Além do tamanho das telas, o próprio modelo de design dos produtos para mobile reduzem a relativa flexibilidade da navegação na web. As políticas tarifárias das operadoras, por sua vez, acabam estimulando o uso restrito a plataformas de oligopólios.
“A garantia de conexão com qualidade, gratuita e neutra (sem privilegiar esse ou aquele aplicativo) é muito importante. Se ignoramos essa condição técnica, vamos segregar e excluir”, avalia o coordenador de educação do Instituto Alana. “As vulnerabilidades relacionadas a renda, escolaridade e assistência à saúde influem nas condições de se apropriar de forma crítica. Por isso a importância de acesso de qualidade e livre, para escolhas conscientes”, enfatiza.

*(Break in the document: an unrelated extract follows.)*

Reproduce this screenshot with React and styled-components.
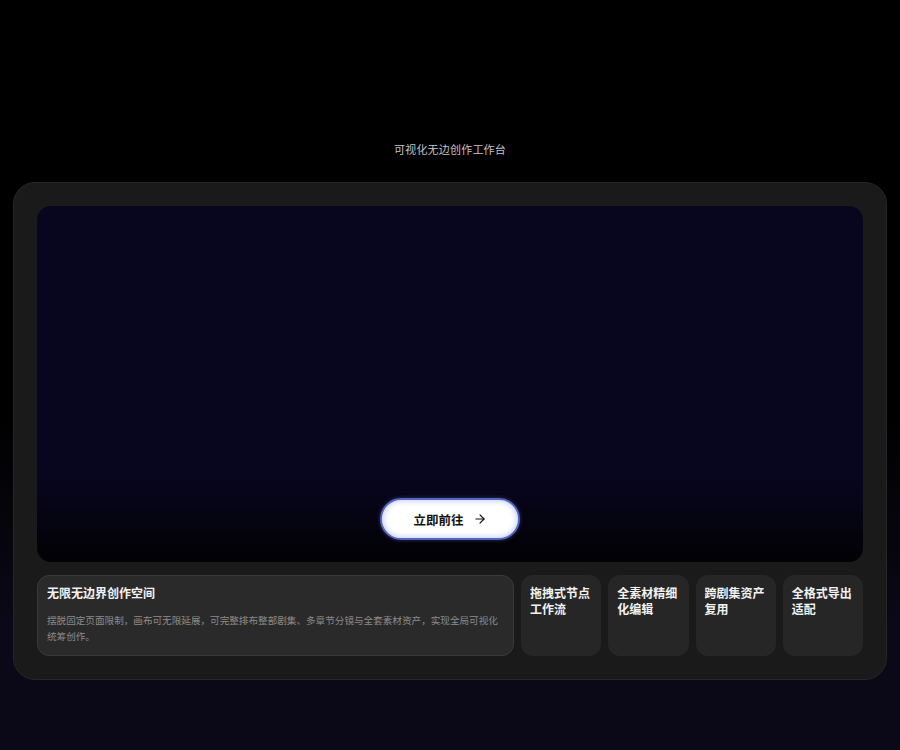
import React from 'react';
import styled, { createGlobalStyle } from 'styled-components';

const GlobalStyle = createGlobalStyle`
  html, body {
    margin: 0;
    padding: 0;
    background: #000;
  }
  body {
    font-family: "Noto Sans CJK SC", "Noto Sans", sans-serif;
  }
`;

const Page = styled.main`
  min-height: 750px;
  box-sizing: border-box;
  padding: 139px 13px 70px;
  background: linear-gradient(to bottom, #000 0%, #000 55%, #0b0918 85%, #0b0918 100%);
  display: flex;
  flex-direction: column;
  align-items: center;
`;

const Subtitle = styled.p`
  margin: 0 0 23px;
  font-size: 11px;
  line-height: 20px;
  color: #c4c4c4;
  letter-spacing: 0.2px;
`;

const Panel = styled.section`
  width: 100%;
  box-sizing: border-box;
  padding: 23px;
  background: #1a1a1a;
  border: 1px solid #262626;
  border-radius: 22px;
  display: flex;
  flex-direction: column;
  gap: 13px;
`;

const Canvas = styled.div`
  height: 356px;
  border-radius: 14px;
  background: linear-gradient(to bottom, #08061f 0%, #08061f 75%, #020104 100%);
  display: flex;
  align-items: flex-end;
  justify-content: center;
  padding-bottom: 22px;
  box-sizing: border-box;
`;

const GoButton = styled.button`
  width: 140px;
  height: 42px;
  border-radius: 21px;
  border: 2px solid #5566c2;
  background: #fff;
  box-shadow: inset 0 0 6px rgba(110, 130, 230, 0.55), 0 0 4px rgba(120, 140, 240, 0.35);
  display: flex;
  align-items: center;
  justify-content: center;
  gap: 9px;
  font-family: inherit;
  font-size: 12.5px;
  font-weight: 700;
  color: #111;
  cursor: pointer;
`;

const Features = styled.div`
  display: grid;
  grid-template-columns: 477px repeat(4, 1fr);
  gap: 7px;
  height: 81px;
`;

const Card = styled.div`
  box-sizing: border-box;
  border-radius: 12px;
  padding: ${(p) => (p.$wide ? '9px 9px' : '10px 9px')};
  background: ${(p) => (p.$wide ? '#2a2a2a' : '#262626')};
  border: ${(p) => (p.$wide ? '1px solid #3a3a3a' : 'none')};
`;

const CardTitle = styled.h3`
  margin: 0;
  font-size: 12px;
  line-height: 16px;
  font-weight: 700;
  color: #f2f2f2;
`;

const CardText = styled.p`
  margin: 11px 0 0;
  font-size: 9.6px;
  line-height: 16px;
  color: #8c8c8c;
`;

const features = ['拖拽式节点工作流', '全素材精细化编辑', '跨剧集资产复用', '全格式导出适配'];

export default function App() {
  return (
    <>
      <GlobalStyle />
      <Page>
        <Subtitle>可视化无边创作工作台</Subtitle>
        <Panel>
          <Canvas>
            <GoButton>
              立即前往
              <svg width="14" height="14" viewBox="0 0 24 24" fill="none" stroke="#111" strokeWidth="2" strokeLinecap="round" strokeLinejoin="round">
                <path d="M5 12h14" />
                <path d="M12 5l7 7-7 7" />
              </svg>
            </GoButton>
          </Canvas>
          <Features>
            <Card $wide>
              <CardTitle>无限无边界创作空间</CardTitle>
              <CardText>
                摆脱固定页面限制，画布可无限延展，可完整排布整部剧集、多章节分镜与全套素材资产，实现全局可视化统筹创作。
              </CardText>
            </Card>
            {features.map((f) => (
              <Card key={f}>
                <CardTitle>{f}</CardTitle>
              </Card>
            ))}
          </Features>
        </Panel>
      </Page>
    </>
  );
}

“Com a tecnologia, temos oportunidades de horários escolares mais flexíveis, melhoria do sono, liberação de tempo para atividade física e vários outros benefícios”, reconhece Fernando Louzada.
“Se não houvesse liberdade no acesso, não teríamos chefes de cozinha com nove anos”, menciona Patrícia Peck. “Toda tecnologia, até uma tesoura, tem algum risco. O problema é quando pais e educadores atribuem uma capacidade irreal de autoaprendizado à criança. É fato que só se aprende usando, mas sempre com uso orientado e limites de tempo. O aprendizado sem supervisão e crítica não contribui para um uso ético, seguro e sustentável”, argumenta.
“Os educadores precisam entender e orientar o uso da tecnologia com intencionalidade pedagógica”, resume o coordenador de educação Gabriel Salgado. Ele avalia que o uso impróprio é um risco generalizado, agravado por atividades comuns a praticamente todas as grandes plataformas. “Mas, quando olhamos efeitos de uso desenfreado, percebemos que são acentuados entre os mais vulneráveis. Há dificuldades estruturais para as famílias e para os próprios educadores estabelecerem a mediação pedagógica”, reconhece.
“Estimular os vínculos emocionais com a natureza e as pessoas, com brincadeiras livres e autônomas, sem algoritmos de indução de comportamento, é um contraponto importante”, lembra.
“As atividades online que exigem mais criticidade têm menor adoção do que as que exigem habilidades operacionais”, nota Luísa Adib, coordenadora da pesquisa TIC Kids Online. Enquanto mais de 70% usam redes sociais, sites de games e vídeos, apenas 22% buscam notícias regularmente e 15% entram em discussões sobre temas gerais da conjuntura. “Quanto mais aprofundado for o uso, mais se conhece o ambiente. Por isso a restrição não é o melhor caminho”, pondera.
Nas faixas etárias mais altas da amostragem, de jovens que começam a entrar no mercado de trabalho, o uso consciente é tão ou mais importante do que as habilidades tecnológicas em si. “As empresas buscam pessoas com capacidade de autonomia e foco”, diz Mirella Pedrol Franco, coordenadora da área trabalhista do GBA Advogados.
O cyberloafing (ou vagabundagem digital) é a faceta mais óbvia da inversão de valores no uso de tecnologia. A advogada destaca, todavia, que o aprendizado sem orientação crítica dificulta a adaptação a contextos que exigem concentração, objetividade e colaboração. “A infantilização da linguagem e a informalidade típica de algumas plataformas trazem riscos. Até o corretor ortográfico pode criar ambiguidades inaceitáveis em alguns contextos”, adverte.